# Task statement
Without the pictures, set down every line of the data exactly.

::: Information shown

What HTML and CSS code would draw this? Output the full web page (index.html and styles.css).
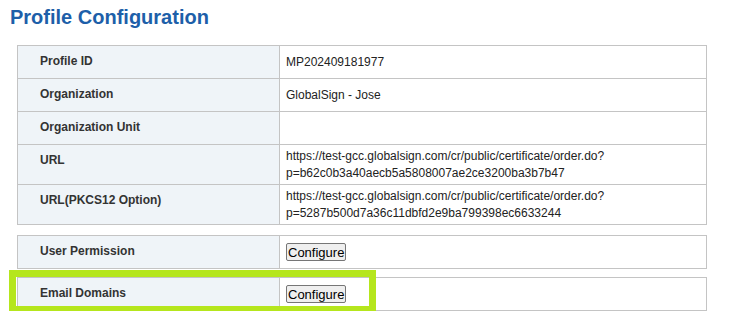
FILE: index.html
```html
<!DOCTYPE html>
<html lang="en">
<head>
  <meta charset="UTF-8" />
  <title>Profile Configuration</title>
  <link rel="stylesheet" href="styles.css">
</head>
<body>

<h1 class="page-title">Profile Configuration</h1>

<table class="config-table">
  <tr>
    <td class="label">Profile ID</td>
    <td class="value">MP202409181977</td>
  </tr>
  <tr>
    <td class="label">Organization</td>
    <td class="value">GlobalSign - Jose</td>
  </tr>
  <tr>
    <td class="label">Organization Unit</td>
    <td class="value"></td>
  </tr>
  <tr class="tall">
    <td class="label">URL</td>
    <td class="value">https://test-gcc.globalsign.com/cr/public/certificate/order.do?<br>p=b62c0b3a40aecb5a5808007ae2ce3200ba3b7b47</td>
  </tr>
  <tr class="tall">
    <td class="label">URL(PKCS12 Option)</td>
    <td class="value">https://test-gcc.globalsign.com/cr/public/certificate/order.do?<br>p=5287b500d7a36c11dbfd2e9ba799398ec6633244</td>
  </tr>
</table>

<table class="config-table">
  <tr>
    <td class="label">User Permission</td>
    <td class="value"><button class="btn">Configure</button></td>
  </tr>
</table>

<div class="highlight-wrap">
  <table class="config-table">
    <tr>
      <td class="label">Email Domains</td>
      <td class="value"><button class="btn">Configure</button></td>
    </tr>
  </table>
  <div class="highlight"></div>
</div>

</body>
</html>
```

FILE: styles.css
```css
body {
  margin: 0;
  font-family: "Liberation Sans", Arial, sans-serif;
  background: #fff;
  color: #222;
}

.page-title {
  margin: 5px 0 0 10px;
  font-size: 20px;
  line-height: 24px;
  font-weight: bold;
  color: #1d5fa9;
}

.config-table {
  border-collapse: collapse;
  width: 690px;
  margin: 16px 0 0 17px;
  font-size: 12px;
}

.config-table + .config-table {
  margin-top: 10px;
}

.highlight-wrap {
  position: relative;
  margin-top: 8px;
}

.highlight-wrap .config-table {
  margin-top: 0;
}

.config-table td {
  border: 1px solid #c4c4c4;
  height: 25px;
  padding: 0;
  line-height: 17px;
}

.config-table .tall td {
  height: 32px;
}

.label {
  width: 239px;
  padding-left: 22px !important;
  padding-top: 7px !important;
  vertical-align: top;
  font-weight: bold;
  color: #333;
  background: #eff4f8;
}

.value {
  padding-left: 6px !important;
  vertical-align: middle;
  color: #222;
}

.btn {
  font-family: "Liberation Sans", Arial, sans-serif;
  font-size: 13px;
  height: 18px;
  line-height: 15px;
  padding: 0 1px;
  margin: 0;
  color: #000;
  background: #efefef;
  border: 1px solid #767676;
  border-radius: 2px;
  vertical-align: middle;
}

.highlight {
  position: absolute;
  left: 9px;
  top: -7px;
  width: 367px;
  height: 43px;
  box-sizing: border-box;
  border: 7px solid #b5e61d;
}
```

::::::

# Written reply
What HTML and CSS code would draw this? Output the full web page (index.html and styles.css).
FILE: index.html
```html
<!DOCTYPE html>
<html lang="en">
<head>
  <meta charset="UTF-8" />
  <title>Profile Configuration</title>
  <link rel="stylesheet" href="styles.css">
</head>
<body>

<h1 class="page-title">Profile Configuration</h1>

<table class="config-table">
  <tr>
    <td class="label">Profile ID</td>
    <td class="value">MP202409181977</td>
  </tr>
  <tr>
    <td class="label">Organization</td>
    <td class="value">GlobalSign - Jose</td>
  </tr>
  <tr>
    <td class="label">Organization Unit</td>
    <td class="value"></td>
  </tr>
  <tr class="tall">
    <td class="label">URL</td>
    <td class="value">https://test-gcc.globalsign.com/cr/public/certificate/order.do?<br>p=b62c0b3a40aecb5a5808007ae2ce3200ba3b7b47</td>
  </tr>
  <tr class="tall">
    <td class="label">URL(PKCS12 Option)</td>
    <td class="value">https://test-gcc.globalsign.com/cr/public/certificate/order.do?<br>p=5287b500d7a36c11dbfd2e9ba799398ec6633244</td>
  </tr>
</table>

<table class="config-table">
  <tr>
    <td class="label">User Permission</td>
    <td class="value"><button class="btn">Configure</button></td>
  </tr>
</table>

<div class="highlight-wrap">
  <table class="config-table">
    <tr>
      <td class="label">Email Domains</td>
      <td class="value"><button class="btn">Configure</button></td>
    </tr>
  </table>
  <div class="highlight"></div>
</div>

</body>
</html>
```

FILE: styles.css
```css
body {
  margin: 0;
  font-family: "Liberation Sans", Arial, sans-serif;
  background: #fff;
  color: #222;
}

.page-title {
  margin: 5px 0 0 10px;
  font-size: 20px;
  line-height: 24px;
  font-weight: bold;
  color: #1d5fa9;
}

.config-table {
  border-collapse: collapse;
  width: 690px;
  margin: 16px 0 0 17px;
  font-size: 12px;
}

.config-table + .config-table {
  margin-top: 10px;
}

.highlight-wrap {
  position: relative;
  margin-top: 8px;
}

.highlight-wrap .config-table {
  margin-top: 0;
}

.config-table td {
  border: 1px solid #c4c4c4;
  height: 25px;
  padding: 0;
  line-height: 17px;
}

.config-table .tall td {
  height: 32px;
}

.label {
  width: 239px;
  padding-left: 22px !important;
  padding-top: 7px !important;
  vertical-align: top;
  font-weight: bold;
  color: #333;
  background: #eff4f8;
}

.value {
  padding-left: 6px !important;
  vertical-align: middle;
  color: #222;
}

.btn {
  font-family: "Liberation Sans", Arial, sans-serif;
  font-size: 13px;
  height: 18px;
  line-height: 15px;
  padding: 0 1px;
  margin: 0;
  color: #000;
  background: #efefef;
  border: 1px solid #767676;
  border-radius: 2px;
  vertical-align: middle;
}

.highlight {
  position: absolute;
  left: 9px;
  top: -7px;
  width: 367px;
  height: 43px;
  box-sizing: border-box;
  border: 7px solid #b5e61d;
}
```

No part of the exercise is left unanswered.